いつの時代も情報だけが先走りして人は惑う
慶喜は将軍家の跡継ぎ問題で一方では期待され、一方では怖れられた。そして怖れていた立場の人達は慶喜が将軍になることで不利益を被ると考えている人。そういう人から発せられる慶喜の悪いイメージが周りの人に伝播し、慶喜とは別に勝手にイメージだけが先走りする。

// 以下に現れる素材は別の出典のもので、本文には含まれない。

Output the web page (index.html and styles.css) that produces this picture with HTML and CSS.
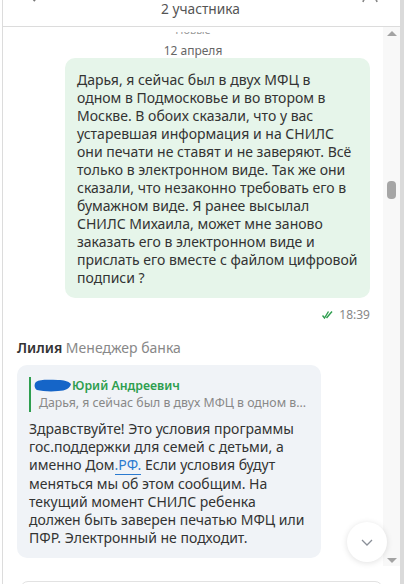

今の世の中も同じ。マスコミから流れてくる情報がここ最近、間違っているのではないかということが明らかになってきた。合っているものも沢山あるだろう。ただ、制作者も人、発信者も人。そうすると自分たちの思想、都合の良い情報が流れてきていると言うことはきっと今も変わらない。
その情報をどう受け取るか。それによって人は惑う。
結局、1人1人の価値観、1人1人の持っている情報を元に判断するしかない。どれも正しいし、どれも間違っている。どの局面、どのフィルターをかけて自分にいれ、そして発信するか、そういうことも考えさせられる内容だった。
やっぱり、司馬遼太郎氏の本は好き。司馬遼太郎氏は人たらしだったと聞いたことがある。人の事が好きだからこそ、ここまで登場人物をいきいきと描くことが出来るのだろう。
徳川家最後の将軍、その人は僕のイメージと反して凄い人でした。